The ancient game is increasingly part of the kindergarten curricula in both private and public schools in New York City, said Swan, making lessons more appealing to parents anxious about the looming admissions process.
Plus, chess teaches time management, strategy and thoughtfulness — "those are all skills that are very helpful in life and in testing," he said, adding that teaching chess at earlier and earlier ages is "a growing trend around the country."
By the end of a program called Chess at Three, made up of 20 classes, each 30 to 40 minutes long and taught by the school's teachers, a toddler should be able to play chess, said Goddard teacher Amanda Snatchko.
"The kids are in love with this program," said Snatchko, who confessed to not knowing how to play before she learned Chess at Three's teaching method, which revolves around stories about each piece.

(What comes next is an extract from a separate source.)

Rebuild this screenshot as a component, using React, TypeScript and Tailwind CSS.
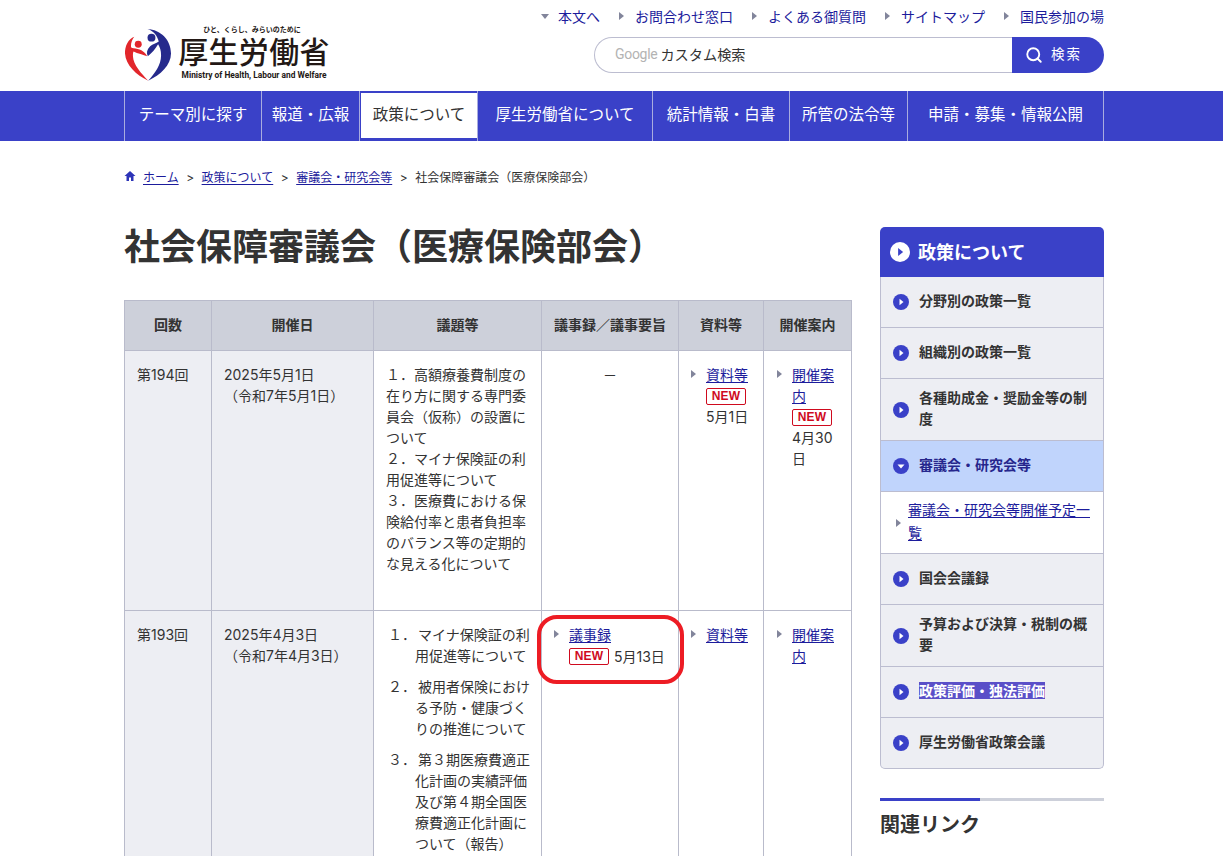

The pawns are thought of as the king's kids, for example, and the king is described as a heavy, lazy ruler to explain why he can only move one spot at a time, she explained.
"The parents love it," Snatchko said. "They say it's incredible."
And so do the kids, she said: "It's like a fairy tale for them. They love listening and they have fun."
Goddard runs only one Upper West Side location, but it's part of a chain of 400 preschools across the country.
At its start in September 2011, the school had 25 students; it now has 96 and can accept up to 129, Swan said. Tuition for a 3-year-old ranges from $817 per month to $2,195 per month depending of the choice of half or full days, and the number of days attending per week, officials said.
The school has lots of bells and whistles to attract parents, including yoga, sign language, rock climbing, visits from opera singers and farmers alike, and an app called Tadpole that teachers use to snap photos of kids and send them to parents instantly and track attendance, activities and meals.
With drop off hours between 7 and 9 a.m. and pickup hours that extend to 6 p.m., Goddard is trying to get an edge on nearby preschools.
"We're committed to being parent-friendly and we're here when you need us," Swan said.
The school is also open during summer and nearly every day during the school year, he said.
"Not everybody can go to Florida. Some people have to work," he explained.
In August, Goddard will open an infant and 1-year-old program for 18 babies. It's the only preschool catering to such young ages in the neighborhood, he said, because that kind of care is expensive. But, he said, the school thinks the costs are worth it if the children continue on with them.
Swan said he's proud of the flagship chess program at his school. Still, he said he tries to temper parents' reactions.
"We don't want them to have grandiose expectations," he said.